*** Listed entries ***
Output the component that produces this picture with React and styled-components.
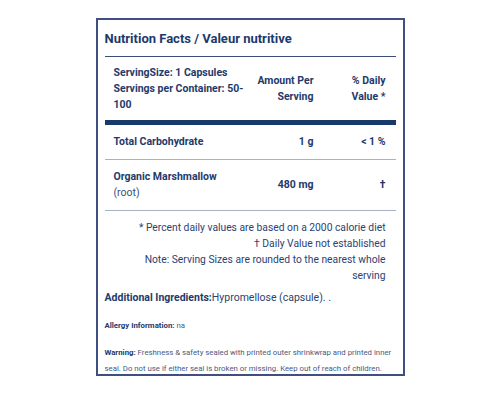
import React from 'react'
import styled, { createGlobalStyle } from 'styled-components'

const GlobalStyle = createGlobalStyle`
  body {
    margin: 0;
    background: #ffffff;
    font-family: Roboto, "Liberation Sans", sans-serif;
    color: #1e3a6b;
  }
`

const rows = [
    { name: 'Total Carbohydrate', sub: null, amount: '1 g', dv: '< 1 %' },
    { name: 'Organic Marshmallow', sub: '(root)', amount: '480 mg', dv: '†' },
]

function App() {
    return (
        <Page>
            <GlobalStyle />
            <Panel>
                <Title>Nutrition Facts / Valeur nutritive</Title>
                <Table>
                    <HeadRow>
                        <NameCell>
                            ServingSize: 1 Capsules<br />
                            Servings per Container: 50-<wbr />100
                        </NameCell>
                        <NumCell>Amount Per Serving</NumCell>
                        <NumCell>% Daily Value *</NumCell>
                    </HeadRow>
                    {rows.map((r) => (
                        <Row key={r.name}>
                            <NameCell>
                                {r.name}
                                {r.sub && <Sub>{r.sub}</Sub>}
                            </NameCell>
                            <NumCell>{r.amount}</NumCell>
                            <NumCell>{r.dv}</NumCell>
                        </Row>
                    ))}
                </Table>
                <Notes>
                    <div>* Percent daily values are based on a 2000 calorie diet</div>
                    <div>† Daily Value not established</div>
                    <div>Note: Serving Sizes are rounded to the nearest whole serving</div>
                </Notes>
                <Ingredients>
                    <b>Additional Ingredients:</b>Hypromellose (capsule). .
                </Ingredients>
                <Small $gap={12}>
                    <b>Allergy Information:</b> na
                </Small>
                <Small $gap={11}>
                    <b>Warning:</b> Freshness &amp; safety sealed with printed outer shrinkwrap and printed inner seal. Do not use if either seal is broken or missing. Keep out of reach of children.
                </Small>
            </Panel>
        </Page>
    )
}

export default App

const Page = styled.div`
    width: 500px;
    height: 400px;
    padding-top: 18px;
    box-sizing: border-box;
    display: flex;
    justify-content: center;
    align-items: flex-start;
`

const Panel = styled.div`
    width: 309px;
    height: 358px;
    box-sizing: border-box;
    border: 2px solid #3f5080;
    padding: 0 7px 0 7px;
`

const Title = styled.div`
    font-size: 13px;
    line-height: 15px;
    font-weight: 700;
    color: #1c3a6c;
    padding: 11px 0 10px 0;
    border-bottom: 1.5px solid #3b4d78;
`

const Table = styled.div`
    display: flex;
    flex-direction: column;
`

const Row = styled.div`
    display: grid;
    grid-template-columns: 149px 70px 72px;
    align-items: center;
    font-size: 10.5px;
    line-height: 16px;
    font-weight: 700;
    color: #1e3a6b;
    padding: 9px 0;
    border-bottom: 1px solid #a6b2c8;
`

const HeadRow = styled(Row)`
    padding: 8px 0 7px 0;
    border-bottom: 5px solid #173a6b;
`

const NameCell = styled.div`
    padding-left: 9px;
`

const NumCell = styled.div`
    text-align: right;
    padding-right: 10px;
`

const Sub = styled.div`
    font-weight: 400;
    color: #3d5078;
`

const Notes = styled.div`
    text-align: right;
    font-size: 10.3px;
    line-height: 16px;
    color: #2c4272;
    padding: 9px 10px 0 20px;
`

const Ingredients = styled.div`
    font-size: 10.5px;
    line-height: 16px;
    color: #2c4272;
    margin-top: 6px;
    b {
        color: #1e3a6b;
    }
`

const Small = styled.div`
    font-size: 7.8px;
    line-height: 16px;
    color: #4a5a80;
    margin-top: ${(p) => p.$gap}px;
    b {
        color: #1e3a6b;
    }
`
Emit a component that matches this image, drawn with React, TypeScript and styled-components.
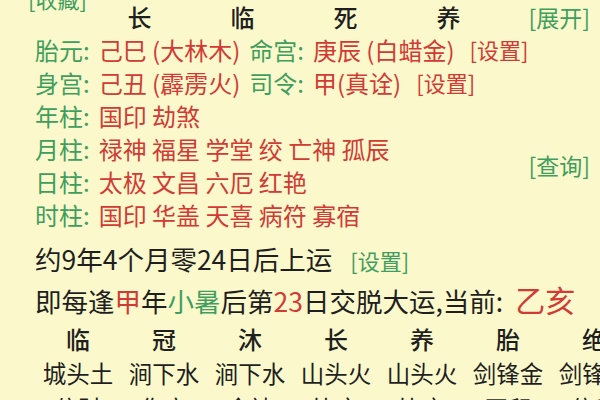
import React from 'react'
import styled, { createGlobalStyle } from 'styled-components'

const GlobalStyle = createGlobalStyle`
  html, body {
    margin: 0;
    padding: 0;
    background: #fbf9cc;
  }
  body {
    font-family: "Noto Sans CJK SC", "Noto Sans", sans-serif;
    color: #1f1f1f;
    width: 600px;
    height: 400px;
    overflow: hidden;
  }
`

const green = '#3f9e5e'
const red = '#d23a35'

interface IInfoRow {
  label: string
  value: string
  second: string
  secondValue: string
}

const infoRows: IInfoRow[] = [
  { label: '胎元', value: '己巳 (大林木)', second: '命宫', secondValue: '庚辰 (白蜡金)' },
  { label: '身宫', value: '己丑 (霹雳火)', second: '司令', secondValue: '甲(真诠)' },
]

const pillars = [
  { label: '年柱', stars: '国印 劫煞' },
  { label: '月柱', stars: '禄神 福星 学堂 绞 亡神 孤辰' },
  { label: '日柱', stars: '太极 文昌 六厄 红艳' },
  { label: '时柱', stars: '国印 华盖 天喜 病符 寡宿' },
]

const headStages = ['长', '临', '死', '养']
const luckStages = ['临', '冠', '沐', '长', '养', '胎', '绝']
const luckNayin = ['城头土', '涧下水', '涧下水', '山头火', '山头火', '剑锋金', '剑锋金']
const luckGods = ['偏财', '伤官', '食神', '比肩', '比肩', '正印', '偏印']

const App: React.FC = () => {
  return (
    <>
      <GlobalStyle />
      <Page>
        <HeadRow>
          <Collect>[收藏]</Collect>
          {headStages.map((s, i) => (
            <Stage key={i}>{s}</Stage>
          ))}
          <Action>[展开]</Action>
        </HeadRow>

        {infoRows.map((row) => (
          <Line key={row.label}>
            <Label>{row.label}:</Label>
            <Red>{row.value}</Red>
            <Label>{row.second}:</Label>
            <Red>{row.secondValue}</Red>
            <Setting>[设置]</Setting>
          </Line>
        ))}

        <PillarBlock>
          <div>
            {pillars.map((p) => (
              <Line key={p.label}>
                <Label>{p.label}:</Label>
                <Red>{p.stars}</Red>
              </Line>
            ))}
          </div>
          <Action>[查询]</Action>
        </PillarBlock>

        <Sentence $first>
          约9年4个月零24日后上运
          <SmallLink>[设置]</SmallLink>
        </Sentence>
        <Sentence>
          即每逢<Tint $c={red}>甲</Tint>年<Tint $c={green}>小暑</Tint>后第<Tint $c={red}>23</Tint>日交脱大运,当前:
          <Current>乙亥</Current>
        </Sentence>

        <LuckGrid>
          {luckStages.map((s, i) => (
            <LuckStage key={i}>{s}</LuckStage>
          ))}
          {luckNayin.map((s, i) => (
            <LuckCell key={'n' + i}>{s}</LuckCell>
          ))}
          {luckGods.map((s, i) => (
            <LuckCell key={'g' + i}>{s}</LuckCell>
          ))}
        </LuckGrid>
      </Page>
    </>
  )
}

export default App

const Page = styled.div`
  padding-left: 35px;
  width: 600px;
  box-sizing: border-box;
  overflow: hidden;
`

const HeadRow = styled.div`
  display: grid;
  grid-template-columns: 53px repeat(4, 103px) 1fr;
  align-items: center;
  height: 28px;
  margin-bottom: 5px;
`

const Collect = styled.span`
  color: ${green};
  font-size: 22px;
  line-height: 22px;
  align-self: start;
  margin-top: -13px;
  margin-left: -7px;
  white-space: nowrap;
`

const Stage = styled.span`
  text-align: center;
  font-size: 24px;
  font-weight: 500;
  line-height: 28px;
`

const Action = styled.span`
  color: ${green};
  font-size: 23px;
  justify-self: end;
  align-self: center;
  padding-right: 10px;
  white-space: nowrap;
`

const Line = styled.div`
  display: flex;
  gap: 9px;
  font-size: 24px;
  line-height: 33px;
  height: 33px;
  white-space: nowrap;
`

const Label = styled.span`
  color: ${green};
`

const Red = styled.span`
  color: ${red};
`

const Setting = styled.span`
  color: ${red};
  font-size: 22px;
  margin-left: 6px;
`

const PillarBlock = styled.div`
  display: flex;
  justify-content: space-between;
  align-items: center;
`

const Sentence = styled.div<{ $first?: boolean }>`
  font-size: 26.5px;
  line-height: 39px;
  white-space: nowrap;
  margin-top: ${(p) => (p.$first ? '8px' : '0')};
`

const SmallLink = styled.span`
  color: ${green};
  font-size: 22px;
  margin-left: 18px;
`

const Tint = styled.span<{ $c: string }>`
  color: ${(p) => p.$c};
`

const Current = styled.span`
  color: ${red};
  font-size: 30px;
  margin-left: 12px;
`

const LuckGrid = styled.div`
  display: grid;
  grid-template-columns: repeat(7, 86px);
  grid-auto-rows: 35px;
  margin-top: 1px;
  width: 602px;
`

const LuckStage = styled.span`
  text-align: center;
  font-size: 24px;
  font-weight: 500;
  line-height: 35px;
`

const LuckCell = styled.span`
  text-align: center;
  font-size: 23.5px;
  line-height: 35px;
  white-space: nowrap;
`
***
◆ Stated exercise ◆
Gather each line from the entries above that includes the word "with".

◆ Output ◆
Output the component that produces this picture with React and styled-components.
                    <b>Warning:</b> Freshness &amp; safety sealed with printed outer shrinkwrap and printed inner seal. Do not use if either seal is broken or missing. Keep out of reach of children.
Emit a component that matches this image, drawn with React, TypeScript and styled-components.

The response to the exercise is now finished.